Data Blueprint — Data Security
In a modern data architecture, transitioning from a monolithic to a distributed data management system increases complexity, making data platform security a top priority in your organization’s data blueprint design. Security should cover infrastructure, encryption, access requests and approvals, authentication and authorization, data masking, data sharing, and auditing.
Infrastructure & Encryption
Your organization’s data platform should adhere to security policies for platform administration and networking, including network perimeters and segmentation. It must also comply with all standards for data encryption, both at rest and in motion. The data platform blueprint does not need to consider any unique requirements for infrastructure and encryption, aside from acknowledging that your data platform is distributed. For example, if you secure the ingestion and transformation processes but introduce a new analytic technology that bypasses all security controls, your overall data platform security becomes compromised. The security of your data platform is only as strong as its weakest link.
As your data platform technology stack expands, ensure all components follow well-defined security standards. Just as a single leak can sink a ship, one weak point can jeopardize the entire system. The organizational data blueprint must designate an overall security data platform owner and establish the standards and processes to follow before integrating any new technology into the data platform. Given the rush to introduce new analytic capabilities, balancing delivery and security can be challenging. However, adherence to security standards and processes is essential.
Access Controls
Access controls define who can access data and under what conditions through roles, permissions, and rules. These controls can govern both direct access to datasets and indirect access through analytic interfaces like user reports or machine learning APIs. While the granularity of roles and complexity of rules are usually established after the data blueprint is created, expectations for the security level at each data layer or role type can be set early on.
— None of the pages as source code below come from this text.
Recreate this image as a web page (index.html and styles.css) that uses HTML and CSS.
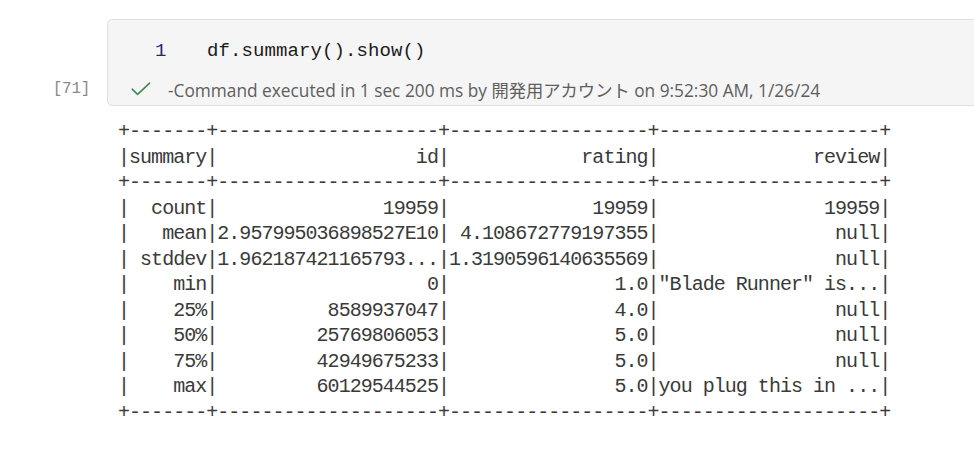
FILE: index.html
```html
<!DOCTYPE html>
<html lang="ja">
<head>
<meta charset="utf-8">
<title>df.summary().show()</title>
<link rel="stylesheet" href="styles.css">
</head>
<body>
<div class="cell">
  <div class="gutter"><span class="exec-count">[71]</span></div>
  <div class="cell-box">
    <div class="code-row">
      <span class="line-no">1</span>
      <span class="code">df.summary().show()</span>
    </div>
    <div class="status-row">
      <svg class="check" width="20" height="14" viewBox="0 0 20 14" aria-hidden="true">
        <path d="M1.2 7.2 L6.6 12.4 L18.6 1.2" fill="none" stroke="#3d8b4f" stroke-width="1.6" stroke-linecap="round" stroke-linejoin="round"/>
      </svg>
      <span class="status-text">-Command executed in 1 sec 200 ms by 開発用アカウント on 9:52:30 AM, 1/26/24</span>
    </div>
  </div>
</div>
<pre class="output">+-------+--------------------+------------------+--------------------+
|summary|                  id|            rating|              review|
+-------+--------------------+------------------+--------------------+
|  count|               19959|             19959|               19959|
|   mean|2.957995036898527E10| 4.108672779197355|                null|
| stddev|1.962187421165793...|1.3190596140635569|                null|
|    min|                   0|               1.0|"Blade Runner" is...|
|    25%|          8589937047|               4.0|                null|
|    50%|         25769806053|               5.0|                null|
|    75%|         42949675233|               5.0|                null|
|    max|         60129544525|               5.0|you plug this in ...|
+-------+--------------------+------------------+--------------------+
</pre>
</body>
</html>
```

FILE: styles.css
```css
html, body {
  margin: 0;
  padding: 0;
  background: #ffffff;
  overflow: hidden;
}

body {
  width: 974px;
  height: 463px;
  font-family: "Open Sans", "Noto Sans CJK JP", sans-serif;
}

.cell {
  display: flex;
  align-items: stretch;
  padding-top: 19px;
  width: 1000px;
}

.gutter {
  width: 107px;
  flex: 0 0 107px;
  display: flex;
  flex-direction: column;
  justify-content: flex-end;
  align-items: flex-end;
  padding-right: 17px;
  padding-bottom: 5px;
  box-sizing: border-box;
}

.exec-count {
  font-family: "Liberation Mono", monospace;
  font-size: 16px;
  line-height: 24px;
  color: #8a8a8a;
  letter-spacing: -0.3px;
}

.cell-box {
  flex: 1;
  background: #f5f5f5;
  border: 1px solid #e0e0e0;
  border-radius: 5px;
  padding: 18px 0 4px 0;
}

.code-row {
  display: flex;
  align-items: center;
  height: 26px;
  padding-left: 47px;
  font-family: "Liberation Mono", monospace;
  font-size: 19px;
}

.line-no {
  width: 52px;
  color: #1e2a78;
}

.code {
  color: #1a1a1a;
  letter-spacing: 0.1px;
}

.status-row {
  display: flex;
  align-items: center;
  height: 24px;
  margin-top: 13px;
  padding-left: 23px;
}

.check {
  display: block;
  margin-right: 17px;
}

.status-text {
  font-size: 17.3px;
  color: #5e5e5e;
  white-space: nowrap;
}

.output {
  margin: 13px 0 0 118px;
  font-family: "Liberation Mono", monospace;
  font-size: 20px;
  letter-spacing: -0.97px;
  line-height: 25.55px;
  color: #3a3a3a;
}
```
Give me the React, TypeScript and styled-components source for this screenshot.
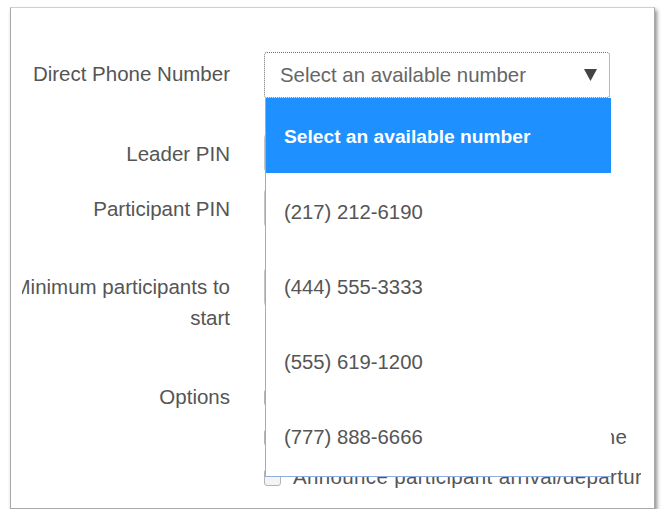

In a shared-disk architecture, multiple compute engines with broad access to data storage are responsible for implementing access controls for users and entities. As a result, organizations must support multiple technologies that are qualified as trusted systems. The data blueprint must specify where access control definitions (roles, permissions, rules) are established and ensure all technologies adhere to these standards. Organizations can centralize access control definitions or distribute them across tools. However, the more distributed the access controls, the more complex the processes for access requests, approvals, authorization, and auditing will become.

Access Requests and Approvals
The access request and approval process defines how users or entities request access to data or analytical interfaces and identifies the gatekeepers who approve these requests. Together, these processes support the provisioning of access controls. The organization’s security identity and access management (IAM) tools and capabilities will likely be used to support this function.
A key item to define during the data blueprint phase is the data stewardship procedures for granting access. Does the organization’s IAM system have well-defined roles that can manage auto-provisioning of access, or is it a manual request process? If it is a manual process, what is the plan for delegating the approval process to trusted individuals who must have well-defined authorization procedures and enough insight to know when to deny access requests?
Authentication & Authorization
Authentication and authorization capabilities will be largely determined by the organization’s IAM system and the compute engines that comprise the data platform. The organizational data blueprint should specify the primary mechanisms for authentication and authorization, such as SAML, OAuth, or Kerberos, along with any approved alternatives. This identification can then serve as a checklist for evaluating new technologies to be added to the data platform.
Environments, Data Masking & Tokenization, Auditing
A crucial aspect of data platform security is managing development, testing, pre-production, and production environments — particularly how to develop, test, and deploy data product changes securely. This presents several challenges. For instance, machine learning often requires access to production data to create accurate models, which involves mixing the different environment landscapes. The data blueprint should establish best practices for handling these environment challenges and will involve making tough decisions to balance real-world needs with optimal security. Data masking, tokenization, and auditing are processes that can help mitigate these challenges and enhance data security.
Data Sharing
Data sharing is often associated with exchanging data between parties outside the organization, and there are various technical methods to implement this. It’s important to distinguish whether the data is simply being copied (e.g., via FTP file transfer) or if a shared-disk technology is being used to read data in place, which increases data fidelity.
Another aspect of data sharing that is less commonly discussed in the industry is its application within the organization. Data sharing can also refer to in-house processes, where data products within a network segmentation design may “share” data with other data products, each within its own security domain. Clear boundaries between data products can enhance data security. Interactions between these data products should leverage all relevant security features, including infrastructure, access controls, request and approval processes, authentication and authorization, data masking, and auditing. At a minimum, your organization’s data blueprint should define how all these security aspects will work together cohesively.